Revolutionary change is different though. History teaches us that it invariably creates unpredictability and chaos. The development of the internet and new communication technology is this order of change. If we think of it in these terms, this radically changes the nature of the questions we should be asking. Instead of “how do institutions use this technology?” we should ask “how do we redesign our institutions so as we can harness the potential of these new developments?”

This is a real reason for optimism. The internet is a form of mass communication that has low barriers to participation, and can be used to organise collective participation with very low costs and without the need for top-heavy institutions, as well as democratizing access to information.

The real challenge then, both in the coming election campaign and beyond it, is how we try to reach out for this future.

Post by Nick Anstead

2 comments:

Michael said...

There is always the need for a few caveats on this - the country is not always as 'connected' as you might think. The stereotype of the incredibly well-connected and tech-savvy individual is, in my experience, something of an exaggeration - and noticeably thins out the more you go up the age-scale.

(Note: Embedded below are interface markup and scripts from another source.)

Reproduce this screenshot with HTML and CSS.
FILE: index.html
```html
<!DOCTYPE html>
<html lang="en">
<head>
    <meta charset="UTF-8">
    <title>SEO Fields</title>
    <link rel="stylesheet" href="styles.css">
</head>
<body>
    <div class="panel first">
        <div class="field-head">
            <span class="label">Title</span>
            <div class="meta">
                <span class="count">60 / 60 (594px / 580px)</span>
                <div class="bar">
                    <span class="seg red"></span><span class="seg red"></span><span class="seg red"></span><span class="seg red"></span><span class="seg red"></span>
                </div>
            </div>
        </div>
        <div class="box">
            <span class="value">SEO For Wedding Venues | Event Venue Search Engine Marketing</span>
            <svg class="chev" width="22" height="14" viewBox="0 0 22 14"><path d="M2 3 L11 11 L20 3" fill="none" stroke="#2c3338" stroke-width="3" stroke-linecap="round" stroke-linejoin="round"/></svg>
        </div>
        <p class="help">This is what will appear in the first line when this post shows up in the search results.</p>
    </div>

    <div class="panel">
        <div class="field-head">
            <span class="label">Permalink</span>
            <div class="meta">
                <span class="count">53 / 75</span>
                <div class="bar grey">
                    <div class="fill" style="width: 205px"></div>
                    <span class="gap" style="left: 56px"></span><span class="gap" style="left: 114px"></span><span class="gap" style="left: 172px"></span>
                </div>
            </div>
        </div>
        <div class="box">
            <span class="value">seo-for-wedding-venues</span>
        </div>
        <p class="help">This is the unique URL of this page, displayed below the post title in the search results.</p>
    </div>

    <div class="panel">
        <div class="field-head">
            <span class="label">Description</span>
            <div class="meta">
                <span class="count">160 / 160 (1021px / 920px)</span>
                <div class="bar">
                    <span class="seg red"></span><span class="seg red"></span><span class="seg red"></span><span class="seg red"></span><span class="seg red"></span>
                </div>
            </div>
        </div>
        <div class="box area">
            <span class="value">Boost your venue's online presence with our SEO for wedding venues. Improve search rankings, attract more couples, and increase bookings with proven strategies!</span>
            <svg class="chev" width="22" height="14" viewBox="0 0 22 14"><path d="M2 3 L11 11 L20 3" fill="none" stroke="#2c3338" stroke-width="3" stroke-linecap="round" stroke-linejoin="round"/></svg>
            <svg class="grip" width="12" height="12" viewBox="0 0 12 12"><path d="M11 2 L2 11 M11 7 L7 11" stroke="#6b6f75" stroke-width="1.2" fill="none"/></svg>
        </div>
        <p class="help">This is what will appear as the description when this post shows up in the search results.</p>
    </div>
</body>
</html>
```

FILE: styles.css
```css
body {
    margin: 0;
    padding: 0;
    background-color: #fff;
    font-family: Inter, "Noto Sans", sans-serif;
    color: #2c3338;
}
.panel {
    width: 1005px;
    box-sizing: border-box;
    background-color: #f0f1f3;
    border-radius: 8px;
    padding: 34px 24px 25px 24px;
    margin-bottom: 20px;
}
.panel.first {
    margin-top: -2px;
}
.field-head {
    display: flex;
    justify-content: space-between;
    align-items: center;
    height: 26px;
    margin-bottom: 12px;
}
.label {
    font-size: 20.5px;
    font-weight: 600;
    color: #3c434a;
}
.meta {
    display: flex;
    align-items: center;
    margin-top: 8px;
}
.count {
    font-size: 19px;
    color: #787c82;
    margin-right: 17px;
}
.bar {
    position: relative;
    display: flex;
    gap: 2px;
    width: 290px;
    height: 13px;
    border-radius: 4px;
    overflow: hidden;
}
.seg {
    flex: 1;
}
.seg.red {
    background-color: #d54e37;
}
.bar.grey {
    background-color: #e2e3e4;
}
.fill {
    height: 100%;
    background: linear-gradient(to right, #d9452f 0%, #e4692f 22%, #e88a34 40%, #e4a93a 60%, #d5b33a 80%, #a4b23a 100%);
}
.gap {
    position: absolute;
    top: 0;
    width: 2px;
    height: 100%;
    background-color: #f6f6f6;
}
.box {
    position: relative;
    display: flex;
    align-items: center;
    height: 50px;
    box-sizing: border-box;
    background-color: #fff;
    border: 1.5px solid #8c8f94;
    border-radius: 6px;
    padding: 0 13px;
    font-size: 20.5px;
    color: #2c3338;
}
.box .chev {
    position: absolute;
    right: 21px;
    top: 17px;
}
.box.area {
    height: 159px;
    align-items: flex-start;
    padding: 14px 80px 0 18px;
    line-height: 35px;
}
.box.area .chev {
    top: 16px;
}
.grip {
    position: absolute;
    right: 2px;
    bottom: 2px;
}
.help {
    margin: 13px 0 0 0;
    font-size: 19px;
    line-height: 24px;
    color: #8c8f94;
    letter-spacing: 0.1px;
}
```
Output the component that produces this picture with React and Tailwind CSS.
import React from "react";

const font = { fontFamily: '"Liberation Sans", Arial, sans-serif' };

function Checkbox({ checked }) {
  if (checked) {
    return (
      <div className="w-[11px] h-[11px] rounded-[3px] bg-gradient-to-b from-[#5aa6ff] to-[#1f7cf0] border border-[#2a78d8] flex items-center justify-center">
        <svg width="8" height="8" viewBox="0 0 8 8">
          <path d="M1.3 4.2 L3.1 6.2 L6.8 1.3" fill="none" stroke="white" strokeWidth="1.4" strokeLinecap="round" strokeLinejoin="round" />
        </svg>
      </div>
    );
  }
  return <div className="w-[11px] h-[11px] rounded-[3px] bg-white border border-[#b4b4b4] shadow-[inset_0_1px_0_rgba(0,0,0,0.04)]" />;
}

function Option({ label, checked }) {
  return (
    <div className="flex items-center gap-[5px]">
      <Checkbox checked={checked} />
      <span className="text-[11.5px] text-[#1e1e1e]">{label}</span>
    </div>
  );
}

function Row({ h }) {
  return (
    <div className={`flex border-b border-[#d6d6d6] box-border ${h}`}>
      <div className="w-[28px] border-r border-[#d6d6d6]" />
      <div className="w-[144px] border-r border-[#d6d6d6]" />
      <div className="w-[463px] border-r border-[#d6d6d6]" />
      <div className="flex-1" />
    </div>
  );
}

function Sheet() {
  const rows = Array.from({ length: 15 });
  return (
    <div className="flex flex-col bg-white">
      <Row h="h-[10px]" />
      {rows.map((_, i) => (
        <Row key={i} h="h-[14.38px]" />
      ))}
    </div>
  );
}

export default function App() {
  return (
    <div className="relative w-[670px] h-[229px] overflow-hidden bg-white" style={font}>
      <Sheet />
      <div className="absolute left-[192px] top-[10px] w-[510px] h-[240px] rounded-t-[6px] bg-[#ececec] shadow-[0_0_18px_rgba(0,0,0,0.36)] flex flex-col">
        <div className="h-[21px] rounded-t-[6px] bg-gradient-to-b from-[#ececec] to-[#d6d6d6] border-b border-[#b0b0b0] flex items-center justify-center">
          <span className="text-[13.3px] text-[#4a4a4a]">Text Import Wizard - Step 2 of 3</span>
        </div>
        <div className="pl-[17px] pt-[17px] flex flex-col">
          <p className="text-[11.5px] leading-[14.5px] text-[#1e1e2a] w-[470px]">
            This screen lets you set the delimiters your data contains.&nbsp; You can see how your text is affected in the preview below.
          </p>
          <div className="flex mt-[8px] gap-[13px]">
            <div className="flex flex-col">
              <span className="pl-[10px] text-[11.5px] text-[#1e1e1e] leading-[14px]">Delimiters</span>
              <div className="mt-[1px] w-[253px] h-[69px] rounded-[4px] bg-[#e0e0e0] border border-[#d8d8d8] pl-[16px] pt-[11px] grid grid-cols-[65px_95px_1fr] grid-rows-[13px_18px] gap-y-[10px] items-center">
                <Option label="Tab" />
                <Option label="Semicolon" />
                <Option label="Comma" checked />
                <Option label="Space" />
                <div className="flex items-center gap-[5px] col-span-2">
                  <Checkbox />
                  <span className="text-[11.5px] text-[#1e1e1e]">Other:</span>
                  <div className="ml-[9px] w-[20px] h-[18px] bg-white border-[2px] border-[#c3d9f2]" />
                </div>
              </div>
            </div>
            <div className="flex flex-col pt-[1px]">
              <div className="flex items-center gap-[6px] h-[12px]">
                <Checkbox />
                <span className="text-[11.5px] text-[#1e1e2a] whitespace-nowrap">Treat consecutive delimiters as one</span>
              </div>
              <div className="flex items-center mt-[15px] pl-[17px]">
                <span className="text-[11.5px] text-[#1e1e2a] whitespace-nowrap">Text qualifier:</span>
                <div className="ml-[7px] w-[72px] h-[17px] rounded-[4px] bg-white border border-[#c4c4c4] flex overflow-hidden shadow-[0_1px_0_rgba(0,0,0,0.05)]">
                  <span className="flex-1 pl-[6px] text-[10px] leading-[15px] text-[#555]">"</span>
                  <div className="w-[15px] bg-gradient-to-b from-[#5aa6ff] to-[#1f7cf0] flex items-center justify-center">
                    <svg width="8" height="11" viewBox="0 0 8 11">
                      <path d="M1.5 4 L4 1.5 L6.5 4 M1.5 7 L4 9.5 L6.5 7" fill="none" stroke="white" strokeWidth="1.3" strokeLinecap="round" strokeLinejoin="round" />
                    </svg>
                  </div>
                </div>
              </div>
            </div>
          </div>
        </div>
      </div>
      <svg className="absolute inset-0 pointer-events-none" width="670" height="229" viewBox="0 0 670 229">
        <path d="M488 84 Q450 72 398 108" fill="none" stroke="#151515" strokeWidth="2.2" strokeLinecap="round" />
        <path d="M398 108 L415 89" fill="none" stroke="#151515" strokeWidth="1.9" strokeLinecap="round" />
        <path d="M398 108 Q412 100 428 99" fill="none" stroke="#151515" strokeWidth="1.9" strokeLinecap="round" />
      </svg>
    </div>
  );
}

I point this out not to contradict, but only to say that this age of 'mass-communication' risks being ineffective if it leads to a neglect of those who haven't fully embraced the 'digital revolution'. Whilst all this media-ing might be good for some, the traditional ways still work best for many.

Nick Anstead said...

Hi Michael,

Completely agree, and I think digital exclusion is a central social democratic question in the coming years. More than that, it is a multi-facted question. When Al Gore first raised the issue in the 1990s, it was about the binary alternative of being online or offline. Now it is about how we use that technology: passively, or to create content? Research in this area finds huge discrepancies between different groups of people, and what they are doing online (Matthew Hindman's book The Myth of Digitial Democracy offers a great corrective to over optimism on this score).

But I also think we need to look into the future a bit as well, and in particular patterns of convergence - in other words, a point where the capabilities of the internet are built into other devices which the vast majority of the population are familiar with, such as televisions and mobile phones. But that goes back to my point about revolution - we really don't know what the consequences of that will be.